ICAC investigators are exposed to graphic material that should not be seen by people, Leintz noted, explaining that it can be difficult especially for law enforcement personnel who have children. To cope with those emotions, investigators have resources for vicarious trauma and a good support system in place.
Now, at 43, Leintz said he’s excited to get started and hopes to enhance technology at the police department, including the goal of starting a cyber crimes unit.
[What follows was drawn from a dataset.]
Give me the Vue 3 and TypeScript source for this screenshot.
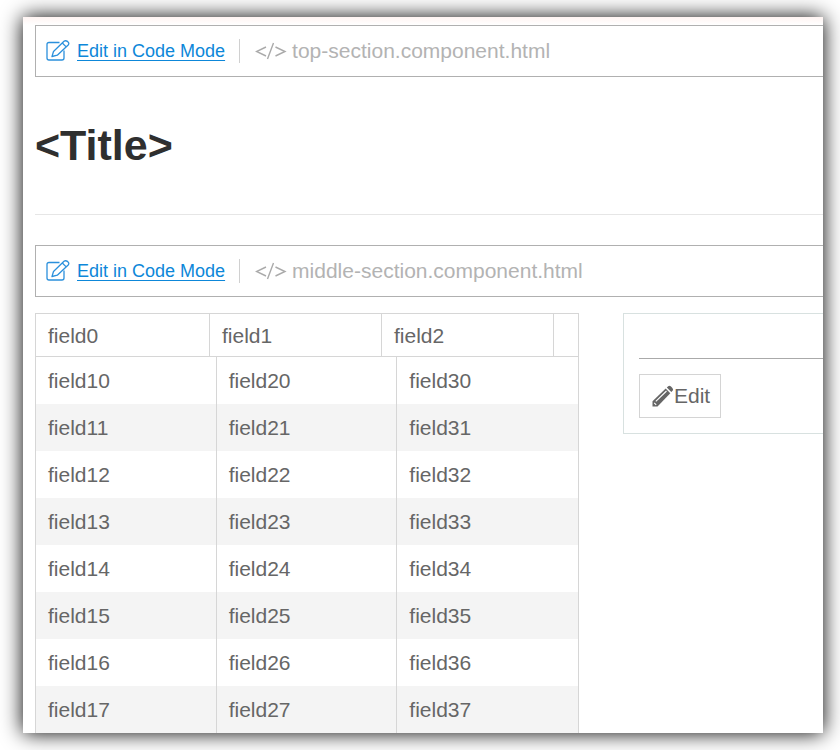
<script setup lang="ts">
interface Section {
  id: string
  file: string
}

const topSection: Section = { id: 'top', file: 'top-section.component.html' }
const middleSection: Section = { id: 'middle', file: 'middle-section.component.html' }

const headers: string[] = ['field0', 'field1', 'field2']
const rows: string[][] = Array.from({ length: 8 }, (_, row) =>
  [1, 2, 3].map((column) => `field${column}${row}`),
)
</script>

<template>
  <main class="page">
    <template v-for="section in [topSection, middleSection]" :key="section.id">
      <header class="bar">
        <a class="mode" href="#">
          <svg class="compose" viewBox="0 0 24 22" aria-hidden="true">
            <path d="M13.5 2.500H3Q1 2.500 1 4.500V18Q1 20 3 20H16Q18 20 18 18V10.500" />
            <path d="M6 16.500L7.500 11.500L18 1.300Q19.500 .1 21.500 1.400Q23.700 3.200 22.200 5L11.300 15.200Z" />
            <path d="M16.300 3L20.200 6.900" />
          </svg>
          <span class="mode-text">Edit in Code Mode</span>
        </a>
        <span class="file">
          <svg class="code" viewBox="0 0 32 20" aria-hidden="true">
            <path d="M11 6L1.500 10.500L11 15M20.500 6L30 10.500L20.500 15M18.500 2L12.500 18" />
          </svg>
          <span>{{ section.file }}</span>
        </span>
      </header>
      <h1 v-if="section.id === 'top'" class="title">&lt;Title&gt;</h1>
    </template>

    <div class="content">
      <table class="grid">
        <thead>
          <tr class="head-row">
            <th v-for="header in headers" :key="header" scope="col">{{ header }}</th>
            <td></td>
          </tr>
        </thead>
        <tbody>
          <tr v-for="row in rows" :key="row[0]" class="row">
            <td v-for="cell in row" :key="cell">{{ cell }}</td>
          </tr>
        </tbody>
      </table>

      <aside class="panel">
        <div class="panel-head"></div>
        <button type="button" class="edit">
          <svg class="pencil" viewBox="0 0 22 22" aria-hidden="true">
            <path class="solid" d="M.5 21.500V16.200L13.700 3.600L18.300 8.200L5.500 21.500Z" />
            <path class="solid" d="M14.800 2.600L16.200 1.300Q17.500 .3 19 1.600L20.400 3Q21.700 4.500 20.600 5.800L19.300 7.100Z" />
            <path class="shine" d="M3.800 16.300L14.500 6M2.200 17.800L4.200 19.800" />
          </svg>
          <span>Edit</span>
        </button>
      </aside>
    </div>
  </main>
</template>

<style>
body {
  margin: 0;
  background: #fff;
}

#app {
  display: flow-root;
}
</style>

<style scoped>
.page {
  margin: 17px 17px 17px 23px;
  padding: 8px 0 0 12px;
  overflow: hidden;
  background: linear-gradient(#fff4f2, #fff 8px);
  box-shadow: 0 0 20px #000;
  color: #666;
  font-family: "Liberation Sans", Arial, sans-serif;
  font-size: 21px;
}

.bar {
  display: flex;
  align-items: center;
  box-sizing: border-box;
  height: 52px;
  padding-left: 10px;
  border: 1px solid #b0b0b0;
  border-right: 0;
  background: #fff;
}

.mode {
  display: flex;
  align-items: center;
  gap: 7px;
  padding-right: 14px;
  color: #0d87d9;
  font-size: 18px;
  text-decoration: none;
}

.mode-text {
  text-decoration: underline;
  text-decoration-thickness: 1px;
  text-underline-offset: 3px;
}

.compose {
  width: 24px;
  height: 22px;
  fill: none;
  stroke: #2b90dc;
  stroke-width: 1.3;
  stroke-linejoin: round;
}

.file {
  display: flex;
  align-items: center;
  gap: 5px;
  padding-left: 15px;
  border-left: 1px solid #d0d0d0;
  color: #b3b3b3;
}

.code {
  width: 32px;
  height: 20px;
  fill: none;
  stroke: #aaa;
  stroke-width: 1.4;
}

.title {
  margin: 0 0 30px;
  padding: 44px 0;
  border-bottom: 1px solid #e6e6e6;
  color: #2f2f2f;
  font-size: 43px;
  line-height: 49px;
}

.content {
  display: grid;
  grid-template-columns: minmax(0, 544fr) minmax(0, 200fr);
  align-items: start;
  gap: 44px;
  margin-top: 16px;
}

.grid {
  display: block;
  box-sizing: border-box;
  border: 1px solid #d6d6d6;
  border-bottom: 0;
}

.grid thead,
.grid tbody {
  display: block;
}

.head-row {
  display: grid;
  grid-template-columns: 174fr 172fr 172fr 24fr;
  border-bottom: 1px solid #d6d6d6;
  line-height: 42px;
}

.head-row th {
  line-height: 44px;
  height: 42px;
}

.row {
  display: grid;
  grid-template-columns: repeat(3, 1fr);
  line-height: 47px;
}

.row:nth-child(even) {
  background: #f4f4f4;
}

.grid th,
.grid td {
  padding: 0 0 0 12px;
  border-right: 1px solid #d6d6d6;
  font-weight: 400;
  text-align: left;
}

.grid td:last-child {
  border-right: 0;
}

.panel {
  padding: 0 0 15px 15px;
  border: 1px solid #d8e1e0;
  border-right: 0;
}

.panel-head {
  height: 44px;
  margin-bottom: 15px;
  border-bottom: 1px solid #aaa;
}

.edit {
  display: flex;
  align-items: center;
  box-sizing: border-box;
  height: 44px;
  padding: 0 10px 0 12px;
  border: 1px solid #d4d4d4;
  background: #fff;
  color: #666;
  font: inherit;
}

.pencil {
  width: 22px;
  height: 22px;
}

.solid {
  fill: #666;
}

.shine {
  fill: none;
  stroke: #fff;
  stroke-width: 1.1;
}
</style>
“I enjoy what I do, and I can’t see myself doing anything else because I’ve often thought to myself, ‘If I quit, where would I ever go? What would I do?’ Especially when I got into the (Internet) Crimes Against Children and I know it’s kind of a selfish thing to think, but if I don’t do it, who will?” he remarked. “If somebody is not doing it, that child could be either exploited or sexually abused or abused even more… It’s my true passion… They put me there and it’s probably one of my proudest aspirations that I’ve achieved outside of this.”